Niklas Olsen, Johan Strang, Carl Marklund, Ilkka Kärrylä (postdoc), Jesper Vestermark Køber (postdoc)
This theme examines the neoliberalisation of the Nordic countries through a study of political language in the tradition of conceptual history (Begrifssgeschichte). While previous studies of Nordic political culture have emphasized a number of concepts (welfare/security, education, work, people, and democracy) as carrying key legacies of Nordic modernity we will explore how these concepts were redefined and made compatible with ideas of consumerism, choice, and individual rationality.
The theme is divided in three interrelated parts.
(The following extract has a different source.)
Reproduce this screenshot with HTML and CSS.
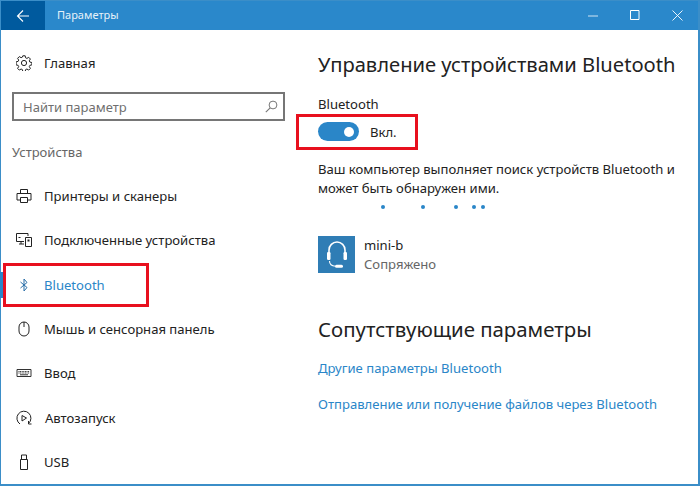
FILE: index.html
```html
<!DOCTYPE html>
<html lang="ru">
<head>
<meta charset="utf-8">
<title>Параметры</title>
<link rel="stylesheet" href="styles.css">
</head>
<body>
<div class="window">
  <header class="titlebar">
    <div class="back">
      <svg width="14" height="14" viewBox="0 0 14 14"><path d="M13 7H1.500M7 1.500 1.500 7 7 12.500" fill="none" stroke="#fff" stroke-width="1.100"/></svg>
    </div>
    <div class="title">Параметры</div>
    <div class="controls">
      <svg width="10" height="2" viewBox="0 0 10 2"><path d="M0 1h10" stroke="#cfe4f3" stroke-width="1"/></svg>
      <svg width="10" height="11" viewBox="0 0 10 11"><path d="M.5.5h8.500v9H.5z" fill="none" stroke="#fff" stroke-width="1"/></svg>
      <svg width="11" height="11" viewBox="0 0 11 11"><path d="M.5.5l10 10M10.500.5l-10 10" stroke="#fff" stroke-width=".9"/></svg>
    </div>
  </header>
  <div class="content">
    <aside class="sidebar">
      <div class="home">
        <svg class="icon" width="16" height="16" viewBox="0 0 16 16"><g fill="none" stroke="#222" stroke-width="1"><circle cx="8" cy="8" r="2.600"/><path d="M6.800.8h2.400l.4 2 1.300.6 1.800-1.100 1.700 1.700-1.100 1.800.6 1.300 2 .4v2.400l-2 .4-.6 1.300 1.100 1.800-1.700 1.700-1.800-1.100-1.300.6-.4 2H6.800l-.4-2-1.300-.6-1.800 1.100-1.700-1.700 1.100-1.800-.6-1.300-2-.4V6.800l2-.4.600-1.300L1.600 3.300 3.300 1.600l1.800 1.100 1.300-.6z"/></g></svg>
        <span>Главная</span>
      </div>
      <div class="search">
        <span>Найти параметр</span>
        <svg width="13" height="13" viewBox="0 0 13 13"><circle cx="8" cy="5" r="3.900" fill="none" stroke="#777"/><path d="M5.200 7.800.8 12.200" stroke="#777" stroke-width="1.100"/></svg>
      </div>
      <div class="group">Устройства</div>
      <nav class="nav">
        <div class="item">
          <svg class="icon" width="16" height="16" viewBox="0 0 16 16"><g fill="none" stroke="#222"><path d="M4.500 5V1.500h7V5M4.500 12H1V5.500h14V12h-3.500"/><path d="M4.500 9.500h7v5h-7z"/></g></svg>
          <span>Принтеры и сканеры</span>
        </div>
        <div class="item">
          <svg class="icon" width="16" height="16" viewBox="0 0 16 16"><g fill="none" stroke="#222"><path d="M8 9.500H.5v-8h11.500V4M3 12h5M5 9.500V12"/><path d="M9.500 5.500h6v9h-6z"/></g><path d="M11.500 7.500h2v2h-2zM2.500 5h2v1h-2z" fill="#222"/></svg>
          <span>Подключенные устройства</span>
        </div>
        <div class="item active">
          <svg class="icon" width="16" height="16" viewBox="0 0 16 16"><path d="M4.500 5 11 10.500 8 14V2l3 3.500L4.500 11" fill="none" stroke="#2a6fa8" stroke-width="1"/></svg>
          <span>Bluetooth</span>
        </div>
        <div class="item">
          <svg class="icon" width="16" height="16" viewBox="0 0 16 16"><g fill="none" stroke="#222"><rect x="3" y="1" width="10" height="14" rx="5"/><path d="M8 1v5"/></g></svg>
          <span>Мышь и сенсорная панель</span>
        </div>
        <div class="item">
          <svg class="icon" width="16" height="16" viewBox="0 0 16 16"><path d="M1 4.500h14v7H1z" fill="#fff" stroke="#333"/><path d="M2.500 6.500h11M2.500 8h11" stroke="#333" stroke-dasharray="1 .6"/><path d="M4 9.800h8" stroke="#333"/></svg>
          <span>Ввод</span>
        </div>
        <div class="item autoplay">
          <svg class="icon" width="16" height="16" viewBox="0 0 16 16"><g fill="none" stroke="#222"><path d="M4 14A7 7 0 1 1 12.500 13.500"/><path d="M6 5.500v5.500L10.500 8z"/><path d="M12.500 11v3h3"/></g></svg>
          <span>Автозапуск</span>
        </div>
        <div class="item">
          <svg class="icon" width="16" height="16" viewBox="0 0 16 16"><g fill="none" stroke="#222"><path d="M4.500 5.500h7v10h-7zM5.500 5.500V1h5v4.500"/></g></svg>
          <span>USB</span>
        </div>
      </nav>
    </aside>
    <main class="main">
      <h1 class="heading">Управление устройствами Bluetooth</h1>
      <div class="label">Bluetooth</div>
      <div class="toggle-row">
        <div class="toggle"><div class="knob"></div></div>
        <span>Вкл.</span>
      </div>
      <p class="desc">Ваш компьютер выполняет поиск устройств Bluetooth и<br>может быть обнаружен ими.</p>
      <div class="dots"><i class="dot d1"></i><i class="dot d2"></i><i class="dot d3"></i><i class="dot d4"></i><i class="dot d5"></i></div>
      <div class="device">
        <div class="tile">
          <svg width="22" height="28" viewBox="0 0 22 28"><g fill="none" stroke="#fff"><path d="M3 14V9a8 8 0 0 1 16 0v5" stroke-width="1.600"/><path d="M3.500 20c0 3.500 2 5 6 5.200" stroke-width="1.100"/></g><rect x="1" y="11" width="3.500" height="8" rx="1.200" fill="#fff"/><rect x="17.500" y="11" width="3.500" height="8" rx="1.200" fill="#fff"/><rect x="9" y="23.800" width="8" height="3" rx="1.500" fill="#fff"/></svg>
        </div>
        <div class="device-text">
          <div class="device-name">mini-b</div>
          <div class="device-state">Сопряжено</div>
        </div>
      </div>
      <h2 class="heading related">Сопутствующие параметры</h2>
      <a class="link first">Другие параметры Bluetooth</a>
      <a class="link second">Отправление или получение файлов через Bluetooth</a>
    </main>
  </div>
  <div class="mark mark-nav"></div>
  <div class="mark mark-toggle"></div>
</div>
</body>
</html>
```
FILE: styles.css
```css
* { box-sizing: border-box; }
html, body { margin: 0; padding: 0; }
body { width: 700px; height: 486px; overflow: hidden; background: #fff; font-family: "Noto Sans", "Open Sans", sans-serif; font-size: 13.080px; color: #222; }
.window { position: relative; width: 700px; height: 486px; display: flex; flex-direction: column; border: 1px solid #3b8ec8; border-right-width: 2px; border-bottom-width: 2px; border-top: 0; }
.titlebar { height: 30px; flex: none; display: flex; align-items: center; background: #2a88cb; color: #fff; border-top: 1px solid #3b8ec8; }
.back { width: 44px; height: 29px; background: #005a9e; display: flex; align-items: center; justify-content: center; }
.title { margin-left: 12px; padding-bottom: 2px; font-size: 11px; color: #e6f1f9; }
.controls { margin-left: auto; display: flex; align-items: center; gap: 32px; padding-right: 15px; }
.content { flex: 1; display: flex; min-height: 0; }
.sidebar { width: 299px; flex: none; padding-top: 21px; }
.home, .item { display: flex; align-items: center; gap: 12px; padding-left: 15px; }
.home { height: 24px; }
.search { width: 273px; height: 29px; margin: 17px 0 0 11px; border: 2px solid #767676; display: flex; align-items: center; justify-content: space-between; padding: 0 5px 0 9px; color: #6f6f6f; font-size: 13px; }
.group { margin: 21px 0 0 11px; height: 20px; line-height: 20px; color: #666; font-size: 13px; }
.nav { margin-top: 12px; }
.item { height: 44.300px; }
.icon { flex: none; }
.active { color: #2a86c8; position: relative; }
.active::before { content: ""; position: absolute; left: -1px; top: 9px; width: 4px; height: 26px; background: #2a86c8; }
.autoplay span { margin-left: 1px; }
.main { flex: 1; padding: 21px 0 0 18px; }
.heading { margin: 0; font-size: 20.150px; font-weight: 400; line-height: 26px; color: #222; }
.label { margin-top: 18px; height: 18px; line-height: 18px; }
.toggle-row { margin-top: 8px; height: 21px; display: flex; align-items: center; gap: 11px; }
.toggle { width: 41px; height: 19px; border-radius: 10px; background: #2a86c8; position: relative; }
.knob { position: absolute; left: 26px; top: 4.500px; width: 10px; height: 10px; border-radius: 50%; background: #fff; }
.desc { margin: 18px 0 0; line-height: 19px; }
.dots { position: relative; height: 4px; margin-top: 7px; }
.dot { position: absolute; top: 0; width: 4px; height: 4px; border-radius: 50%; background: #2a86c8; }
.d1 { left: 63px; } .d2 { left: 103px; } .d3 { left: 136px; } .d4 { left: 154px; } .d5 { left: 163px; }
.device { display: flex; gap: 9px; margin-top: 27px; }
.tile { width: 37px; height: 37px; background: #2f7db5; display: flex; align-items: center; justify-content: center; }
.device-name { line-height: 19px; }
.device-state { line-height: 19px; color: #666; }
.heading.related { margin-top: 42px; font-size: 20.400px; }
.link { display: block; color: #2a86c8; line-height: 18px; }
.first { margin-top: 17px; }
.second { margin-top: 18px; }
.mark { position: absolute; border: 3px solid #e8101e; }
.mark-nav { left: 2px; top: 263px; width: 146px; height: 44px; }
.mark-toggle { left: 295px; top: 114px; width: 122px; height: 36px; }
```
1) Niklas Olsen will direct a study of the construction of the actor-subjects that people the political economies of the Nordic welfare states in the neoliberal age. How were the pervasive discourses of the consumer, the entrepreneur, the manager, the debtor, the bureaucrat, and the employee construed? And how were these agents used as sources of economic models and celebrated as role models of societal behavior?
2) Johan Strang will lead a study of the neoliberalisation of Nordic democracy. The study will pay particular attention to diffusion of such ideas of rules-based democracy from the domain of macro-economic arguments to notions of human rights and the need for constitutional protection of the individual and her property.
3) Carl Marklund will explore the critique of bureaucracy that informed Swedish, Danish, and Norwegian conceptions of power in the 1990s and 2000s, and the origins of a critique of state in transnational diffusion and circulation from US, France, and Germany. Thinktank activity, translation and publication, and the Nordic power investigations will be central here.